Написанные Залыгиным и Астафьевым рассказы, героем которых стал сибирский абориген («Оськин аргиш» и «Тимкоуль»), имеют явные следы ученичества. Оба они нарочито актуальны по тематике и близки по ракурсу изображения северян, представавших прежде всего членами советской «семьи народов». Залыгин помещает в центр молодого северянина Оську, который, рискуя собственной жизнью, приводит олений обоз (аргиш) в Салехард, чтоб животных там пустили на мясо для блокадного Ленинграда. Значительная часть рассказа отведена описанию противоборства героя со снежным бураном, и этот никому не заметный подвиг героя ставится автором в параллель с другим трудовым подвигом, о котором знает только Оська – длившейся полтора суток рабочей сменой бригады шестнадцатилетнего комсомольца Третьякова. Эвакуированный из Ленинграда в Салехард Третьяков готовит мясо из оленей Оськиного аргиша, чтобы успеть погрузить его на пароход и отправить голодающим. Залыгин изобразил охваченных единым порывом советских людей, готовых пожертвовать всем ради спасения сограждан, и Оська вошел в это единство на правах «представителя Севера». Опознавательные черты сибирского аборигена даны здесь весьма экономно, чтобы не разрушить баланс между этнически маркированными характеристиками «природного» человека и идеологически маркированными – советского человека: Оська упоминает, что его отец – коми, а мать – ненка, он непосредствен, как ребенок, воспитанный тундрой, в силу молодости он не знает тонкостей кочевой жизни оленеводов, но сознательность, укрепленная агитатором Василь Василичем, помогает ему бороться с экстремальными погодными условиями. В целом, психологически-этнографическая составляющая рассказа определенно интересовала автора меньше событийной, однако алгоритм изображения характера северного аборигена был ему ясен и добросовестно воспроизведен.
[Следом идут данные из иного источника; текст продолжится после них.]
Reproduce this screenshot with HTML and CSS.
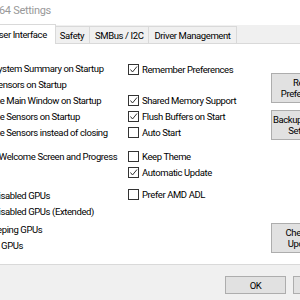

Вообще, формализованность мотивов, связанных с малыми народами Севера, в советской литературе была довольно высока. Соцреалистическая проза наработала ряд сюжетно-мотивных клише, из комбинаций которых обычно складывалось повествование о судьбе инородца, либо страдающего от царского гнета и ожидающего светлого будущего, либо счастливо дождавшегося этого будущего и с энтузиазмом перестраивающего вековые основы собственной жизни. Казалось, стабильный комплекс северных мотивов поддавался обработке даже начинающими писателями (это позволяло кроить текст, как позднее выражался Астафьев, по «портняжным лекалам пресловутого соцреализма»[1283]), особенно если они знают местный материал. Между тем, в первом астафьевском сборнике «До будущей весны» именно рассказ о северном аборигене «Тимкоуль» оказался едва ли не самым слабым (впоследствии писатель не включал его ни в одно из своих изданий и, кажется, избегал упоминаний о нем), но в контексте творчества Астафьева – как робкая попытка найти наиболее адекватный художническому мироощущению тип конфликта (хрупкий человек в противостоянии природным стихиям) – этот рассказ может быть интересен.

Обычно описание жизни малых северных народов в советской литературе подчинялось нарративу, названному Юрием Слезкиным Большим путешествием[1284]. По сути своей оно было версией колониального сюжета, повествующего (чаще всего в романном жанре) о благотворном воздействии русских / советских колонизаторов на «пробуждение» туземцев и их последующем движении от «патриархальщины к социализму»[1285]. Астафьев же в «Тимкоуле» изобразил итоги советского преобразования Севера. Его герои уже пришли в социализм, культурная революция свершилась. Жизнь некогда угнетенного кочевого народа реорганизована в соответствии с новыми социальными и культурными стандартами: эвенкам доступна современная легкая, подбитая мехом одежда, которую они используют вместо традиционных тяжелых парок, досуг они проводят в Красном чуме, где «сидят… трубки курят, радио слушают, книжки читают, журналы смотрят»[1286]. Но если основные общественные и экономические противоречия благополучно разрешены и осталось разрешить лишь конфликт «хорошего с лучшим», то что может быть источником сюжетной динамики в мире счастливых и просвещенных северных инородцев? Оказывается, стихия.